ECLI:NL:GHSHE:2019:3862
Gerechtshof 's-Hertogenbosch
- Hoger beroep
- Rechtspraak.nl
Betwistingsprocedure in het kader van derdenbeslag en vordering tot afdracht
In deze zaak, behandeld door het Gerechtshof 's-Hertogenbosch, betreft het een hoger beroep in een betwistingsprocedure naar aanleiding van een derdenbeslag. De zaak is aanhangig gemaakt door [appellante], die in het principaal hoger beroep optreedt tegen [geïntimeerde]. De procedure is gestart naar aanleiding van een vordering van [de schuldeiser] op [appellante], die door [geïntimeerde] wordt betwist.

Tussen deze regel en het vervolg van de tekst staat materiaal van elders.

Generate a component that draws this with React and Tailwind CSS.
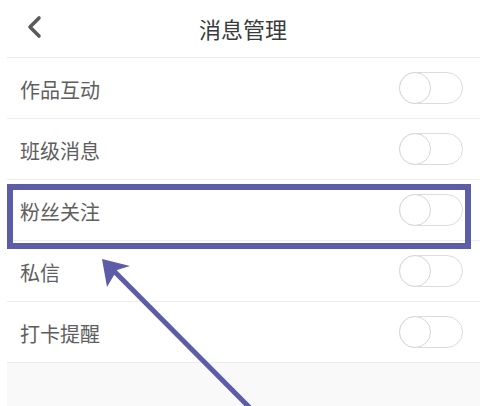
import React from "react";

const rows = ["作品互动", "班级消息", "粉丝关注", "私信", "打卡提醒"];

function Toggle() {
  return (
    <div className="relative w-[64px] h-[32px] rounded-full border border-[#dcdcdc] bg-white">
      <div className="absolute left-[-1px] top-[-1px] w-[32px] h-[32px] rounded-full border border-[#d6d6d6] bg-white" />
    </div>
  );
}

export default function App() {
  return (
    <div
      className="relative w-[486px] h-[406px] overflow-hidden bg-white"
      style={{ fontFamily: '"Noto Sans CJK SC", "Noto Sans", sans-serif' }}
    >
      <div className="relative h-[57px] flex items-center justify-center">
        <svg className="absolute left-[24px] top-[14px]" width="22" height="26" viewBox="0 0 22 26">
          <path d="M15 4 L6 13 L15 22" fill="none" stroke="#5a5a5a" strokeWidth="3.6" strokeLinecap="round" strokeLinejoin="round" />
        </svg>
        <span className="text-[22px] text-[#3a3a3a] leading-none mt-[-1px]">消息管理</span>
      </div>
      <div className="ml-[7px] mr-[6px] h-px bg-[#ebebeb]" />
      {rows.map((r) => (
        <div key={r}>
          <div className="h-[60px] flex items-center justify-between pl-[20px] pr-[23px]">
            <span className="text-[20px] text-[#5e5e5e] leading-none mt-[3px]">{r}</span>
            <Toggle />
          </div>
          <div className="ml-[7px] mr-[6px] h-px bg-[#ededed]" />
        </div>
      ))}
      <div className="h-[60px] bg-[#f9f9f9] ml-[7px] mr-[6px]" />

      <div className="absolute left-[7px] top-[184px] w-[464px] h-[65px] border-[6px] border-[#5c5ca8]" />
      <svg className="absolute left-0 top-0" width="486" height="406" viewBox="0 0 486 406">
        <line x1="110" y1="267" x2="252" y2="410" stroke="#5c5ca8" strokeWidth="5" />
        <path d="M102 259 L130 266 L117 270 L107 287 Z" fill="#5c5ca8" />
      </svg>
    </div>
  );
}
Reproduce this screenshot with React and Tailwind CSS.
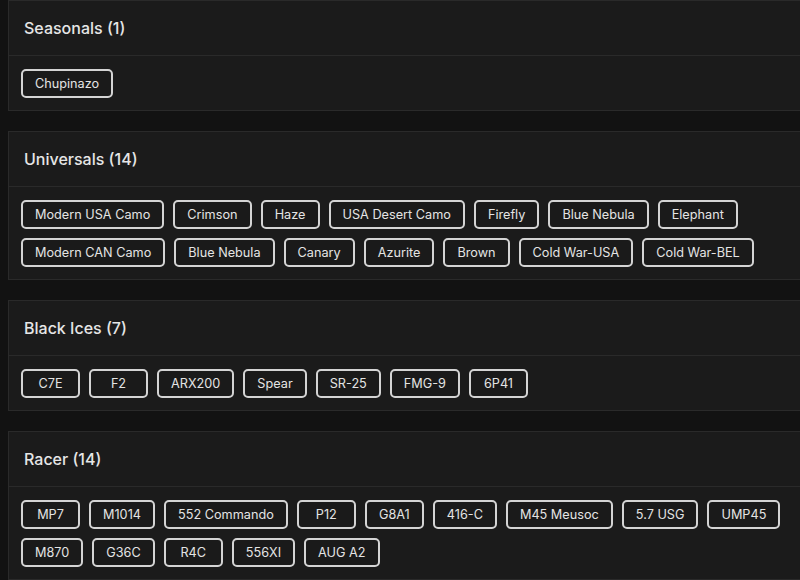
import React from "react";

const sections = [
  { title: "Seasonals (1)", items: ["Chupinazo"] },
  {
    title: "Universals (14)",
    items: [
      "Modern USA Camo", "Crimson", "Haze", "USA Desert Camo", "Firefly", "Blue Nebula", "Elephant",
      "Modern CAN Camo", "Blue Nebula", "Canary", "Azurite", "Brown", "Cold War-USA", "Cold War-BEL",
    ],
  },
  { title: "Black Ices (7)", items: ["C7E", "F2", "ARX200", "Spear", "SR-25", "FMG-9", "6P41"] },
  {
    title: "Racer (14)",
    items: [
      "MP7", "M1014", "552 Commando", "P12", "G8A1", "416-C", "M45 Meusoc", "5.7 USG", "UMP45",
      "M870", "G36C", "R4C", "556XI", "AUG A2",
    ],
  },
];

function Card({ title, items }) {
  return (
    <div className="w-[820px] bg-[#1b1b1b] border border-[#2a2a2a]">
      <div className="h-[55px] flex items-center pl-[15px] border-b border-[#2a2a2a]">
        <span className="text-[16px] font-medium text-[#e6e6e6]">{title}</span>
      </div>
      <div className="pt-[13px] pb-[12px] pl-3 flex flex-wrap gap-x-[9px] gap-y-[9px] w-[792px]">
        {items.map((it, i) => (
          <div
            key={i}
            className="h-[29px] min-w-[59px] px-3 flex items-center justify-center border-2 border-[#d4d4d4] rounded-[5px] bg-[#1a1a1a] text-[12.7px] text-[#e4e4e4]"
          >
            {it}
          </div>
        ))}
      </div>
    </div>
  );
}

export default function App() {
  return (
    <div
      className="w-[800px] h-[580px] overflow-hidden bg-[#121212] pl-2 flex flex-col gap-5"
      style={{ fontFamily: "Inter, 'Noto Sans', sans-serif" }}
    >
      {sections.map((s, i) => (
        <Card key={i} {...s} />
      ))}
    </div>
  );
}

Het hof heeft in een eerder tussenarrest van 16 april 2019 de partijen in de gelegenheid gesteld om aanvullende stukken in te dienen ter onderbouwing van hun standpunten. Het hof heeft de verklaringen van [appellante] en de betwistingen van [geïntimeerde] zorgvuldig gewogen.
Het hof heeft vastgesteld dat [geïntimeerde] onvoldoende bewijs heeft geleverd om de juistheid van de accountantsopgave van [appellante] te betwisten. De vordering van [de schuldeiser] op [appellante] is vastgesteld op € 47.305,00, en het hof heeft geoordeeld dat [appellante] gehouden is tot afdracht van dit bedrag aan [geïntimeerde]. De grieven van [appellante] in het principaal hoger beroep zijn verworpen, en het hof heeft het vonnis van de rechtbank Zeeland-West-Brabant bekrachtigd. De kosten van het hoger beroep zijn toegewezen aan [geïntimeerde].